Instagramでは、他にも注目を集めるコツがあるので、いくつかご紹介します。
コンセプトの設計
Instagram運用の土台となるのが、コンセプトの設計です。なんの目的でInstagramを運用するのかをはっきりさせておくことで、ユーザーにメッセージをわかりやすく伝えられるようになります。
また、ターゲットペルソナの設定も重要です。誰にコンテンツを届けたいのかを細かく設計することで、具体的な投稿内容の設計にも役立つでしょう。
プロフィールの最適化
フィード投稿やリールなどからプロフィールにアクセスしてもらえることがあるため、プロフィールを最適化しておきます。
会社・ブランドについてパッと伝わりやすいプロフィール画像やユーザーネームはもちろん、魅力的な自己紹介文、ハイライト機能の活用も重要です。

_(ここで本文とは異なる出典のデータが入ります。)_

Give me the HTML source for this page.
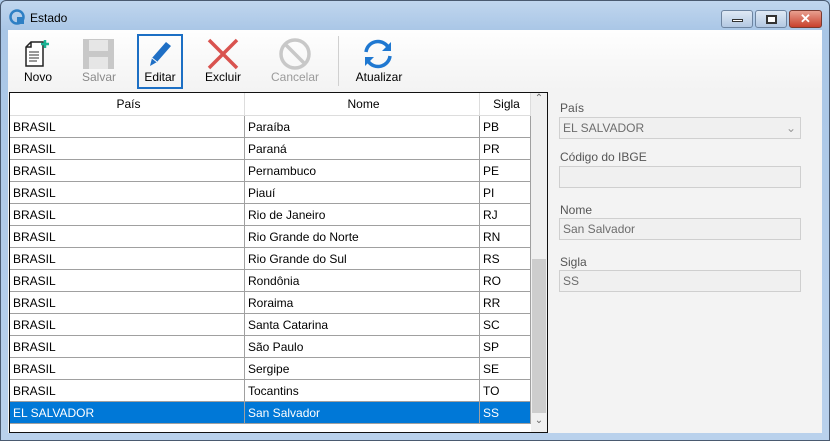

ハイライト機能ではストーリーズをまとめ、店舗情報やキャンペーン情報などをわかりやすく伝えることができます。
ハッシュタグの活用
まだ自社のアカウントを知らないユーザーにも投稿を表示させるためには、ハッシュタグの活用が欠かせません。
自社に関連するハッシュタグはもちろん、一般的に使われるハッシュタグから投稿数が多すぎず少なすぎないものを選びます。
コミュニケーションをとる
Instagramでは、企業とユーザーが双方向でコミュニケーションを楽しめます。投稿にコメントをもらったときには返信をする、自社商品やサービスを取り上げてもらったらシェアするなど、積極的にコミュニケーションを取ってみましょう。
該当のユーザーのエンゲージメントを高められるだけでなく、他のユーザーからの印象もよくなると期待できます。
広告を活用する
ブランドコンテンツ広告についてご紹介しましたが、Instagramでは自社で用意する広告も配信できます。オーガニックな集客により知名度を高めるのには限界があるため、広告を活用してリーチを増やすことが重要です。
Instagram広告には、精度の高いターゲティングにより届けたい層へ配信できる、豊富な種類から選択できる、低予算からでも始められるというメリットがあります。
Instagram運用のその他のコツについては、以下コラムもあわせてご覧ください。
Instagramのブランドコンテンツを使って新たなユーザーとの接点を築こう
Instagramのブランドコンテンツを取り入れれば、企業のフォロワー以外にも商品やサービスを宣伝できます。さらに、インフルエンサーの強い影響力を生かせる点が大きなメリットです。認知度や訴求力が格段に高まる可能性もあります。
インサイトを分析すれば、どの程度の効果を発揮できたかが把握できます。そのため、長期的に利用するかどうかは、導入後の効果を分析した上で判断するのも1つです。自社でもブランドコンテンツを導入し、新たな層のファンを増やしていきましょう。